Les origines du Renouveau charismatique
Dans ses deux premiers chapitres, "Le Renouveau charismatique face à l'histoire de l'Eglise" et "Le Renouveau charismatique et la mentalité contemporaine", R. de Brienne montre que si le pentecôtisme, dit "catholique" (premier nom du mouvement charismatique) a commencé en 1967, donc après le concile Vatican II (1962-1965), c'est à la fois par réaction et par conséquence naturelle, logique. Le charismatisme est, en effet, une réaction contre ce que R. de Brienne ne craint plus d'appeler "le saccage de la liturgie" (p.23), accompagné par une relativisation des vérités de la foi, une religion "démythifiée, c'est-à-dire débarassée autant qu'il est possible du surnaturel" (p.25). C'est aussi une conséquence logique de la liberté religieuse et de l'oecuménisme prônés au Concile. L'abaissement doctrinal de l'Eglise conciliaire est tel que cela ne la gêne pas du tout - mais lui plaît au contraire - que le charismatisme, le mouvement le plus important de l'Eglise actuelle et le plus loué, avec l'Opus Dei, par Jean-Paul II, provienne non seulement du protestantisme mais d'une déviation de celui-ci : le pentecôtisme, lui-même dérivé du baptisme.

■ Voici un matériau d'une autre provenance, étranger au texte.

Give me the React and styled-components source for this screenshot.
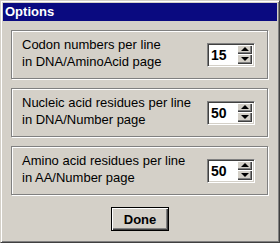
import React from "react";
import styled, { createGlobalStyle } from "styled-components";

const GlobalStyle = createGlobalStyle`
  html, body {
    margin: 0;
    padding: 0;
    background: #d4d0c8;
  }
  * {
    box-sizing: border-box;
  }
`;

const options = [
  { id: "codon", lines: ["Codon numbers per line", "in DNA/AminoAcid page"], value: 15 },
  { id: "nucleic", lines: ["Nucleic acid residues per line", "in DNA/Number page"], value: 50 },
  { id: "amino", lines: ["Amino acid residues per line", "in AA/Number page"], value: 50 },
];

const Window = styled.div`
  width: 280px;
  height: 243px;
  display: flex;
  flex-direction: column;
  background: #d4d0c8;
  border: 1px solid;
  border-color: #d4d0c8 #404040 #404040 #d4d0c8;
  box-shadow: inset 1px 1px #fff, inset -1px -1px #808080;
  padding: 2px;
  font-family: "Liberation Sans", Arial, sans-serif;
`;

const TitleBar = styled.div`
  height: 18px;
  flex: none;
  background: #0a0a80;
  color: #fff;
  font-weight: bold;
  font-size: 13px;
  line-height: 18px;
  padding-left: 2px;
`;

const Body = styled.div`
  flex: 1;
  display: flex;
  flex-direction: column;
  gap: 9px;
  padding: 9px 9px 0 8px;
`;

const Group = styled.div`
  height: 49px;
  display: flex;
  align-items: center;
  justify-content: space-between;
  border: 1px solid #808080;
  box-shadow: inset 1px 1px #fff, 1px 1px #fff;
  padding: 0 12px 0 10px;
`;

const Label = styled.div`
  font-size: 13px;
  line-height: 17px;
  color: #000;
  margin-top: -4px;
`;

const Spinner = styled.div`
  width: 48px;
  height: 24px;
  display: flex;
  border: 1px solid;
  border-color: #808080 #fff #fff #808080;
  background: #fff;
  box-shadow: inset 1px 1px #404040, inset -1px -1px #d4d0c8;
  padding: 1px 2px 2px 1px;
`;

const Value = styled.div`
  flex: 1;
  font-size: 14px;
  font-weight: bold;
  line-height: 21px;
  padding-left: 2px;
  color: #000;
`;

const SpinButtons = styled.div`
  width: 15px;
  display: flex;
  flex-direction: column;
`;

const SpinButton = styled.div`
  flex: 1;
  display: flex;
  align-items: center;
  justify-content: center;
  background: #d4d0c8;
  box-shadow: inset 1px 1px #fff, inset -1px -1px #404040, inset -2px -2px #808080;
`;

const Arrow = styled.div`
  width: 0;
  height: 0;
  border-left: 4px solid transparent;
  border-right: 4px solid transparent;
  ${(p) => (p.$up ? "border-bottom: 4px solid #000;" : "border-top: 4px solid #000;")}
`;

const Footer = styled.div`
  display: flex;
  justify-content: center;
  padding-top: 3px;
`;

const Button = styled.button`
  width: 58px;
  height: 24px;
  margin-left: 1px;
  background: #d4d0c8;
  border: 1px solid #000;
  box-shadow: inset 1px 1px #fff, inset -1px -1px #404040, inset -2px -2px #808080;
  font-family: "Liberation Sans", Arial, sans-serif;
  font-size: 13px;
  font-weight: bold;
  color: #000;
  padding: 0;
`;

export default function App() {
  return (
    <>
      <GlobalStyle />
      <Window>
        <TitleBar>Options</TitleBar>
        <Body>
          {options.map((o) => (
            <Group key={o.id}>
              <Label>
                {o.lines[0]}
                <br />
                {o.lines[1]}
              </Label>
              <Spinner>
                <Value>{o.value}</Value>
                <SpinButtons>
                  <SpinButton>
                    <Arrow $up />
                  </SpinButton>
                  <SpinButton>
                    <Arrow />
                  </SpinButton>
                </SpinButtons>
              </Spinner>
            </Group>
          ))}
          <Footer>
            <Button>Done</Button>
          </Footer>
        </Body>
      </Window>
    </>
  );
}
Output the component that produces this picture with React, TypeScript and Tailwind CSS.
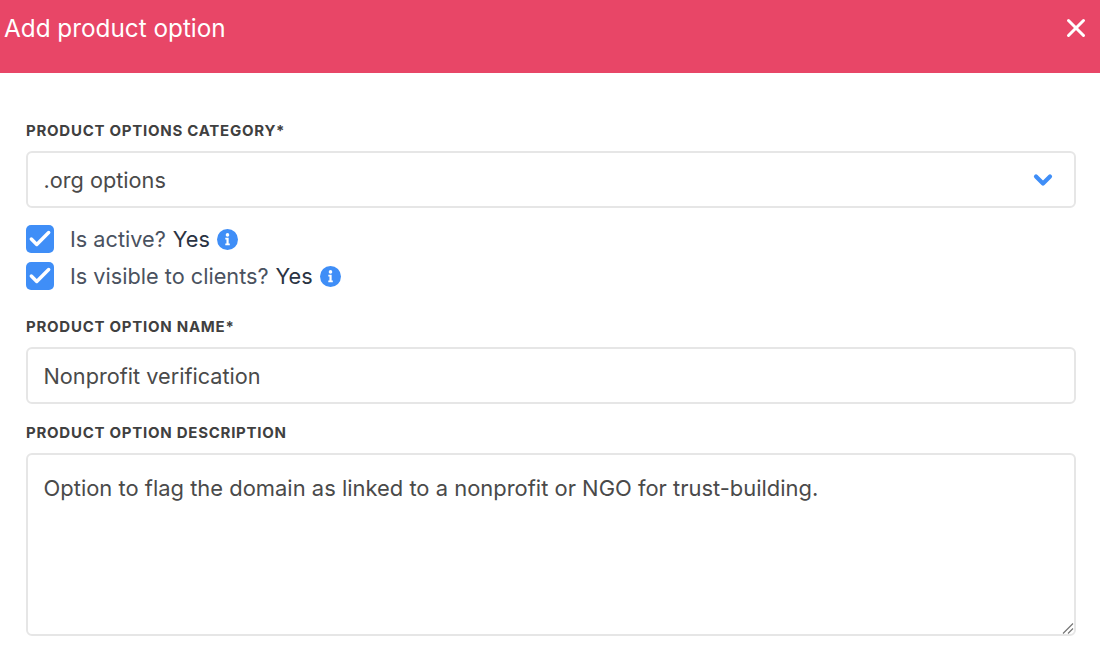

Car le pentecôtisme a été fondé en 1906 par des baptistes et un pasteur méthodiste, Charles Parham. Il appelle son mouvement "pentecôtisme, car il veut réveiller les dons que l'Esprit Saint a communiqués en plénitude aux apôtres le jour de la Pentecôte. Outre que c'est refuser à Dieu d'être le libre auteur de ses dons, propres à chacun, faire croire qu'il peut y avoir une "nouvelle Pentecôte" comme le voulait Marthe Robin avec Jean XXIII, c'est penser que l'unique Pentecôte était insuffisante, comme sont insuffisants, pour les charismatiques, le baptême et la confirmation, puisqu'il faut les revivifier par le "baptême de l'Exprit".
Les pentecôtistes pratiquent, comme les protestants, la libre interprétation de la Bible, alors que dans la véritable Eglise, celle d'avant Vatican II, seul le magistère de l'Eglise était garant de la Vérité et donc du sens de la Bible, de la Révélation. Mais ils en diffèrent par leur croyance au "baptême de l'Esprit" qu'ils conçoivent comme une nouvelle Pentecôte et dont la réception est confirmée par différents charismes : don des langues, de guérison, de prophétie, etc.
Tout commença au début de 1967 où quatre laïcs, dont deux professeurs de la faculté théologique de l'université Duquesne à Pittsburg aux USA, Ralph Keller et Patrick Bourgeois, demandèrent à recevoir par des pentecôtistes, un baptême dans l'Esprit. Ils avaient lu l'année précédente un livre où K. et D. Ranaghan en parlaient (Le retour de l'Esprit), éd. du Cerf, 1974) et crurent, comme ces auteurs, que le baptême dans l'Esprit revivifierait leur vie chrétienne. Ils n'ont pas pensé qu'ils ne pourraient sortir de leur tiédeur qu'en brûlant d'amour de Dieu, qu'en devenant des saints, et que cet amour de Dieu et des autres en Dieu serait vivifié par la prière,la communion, la confession, les oeuvres de miséricorde,la lecture spirituelle, etc.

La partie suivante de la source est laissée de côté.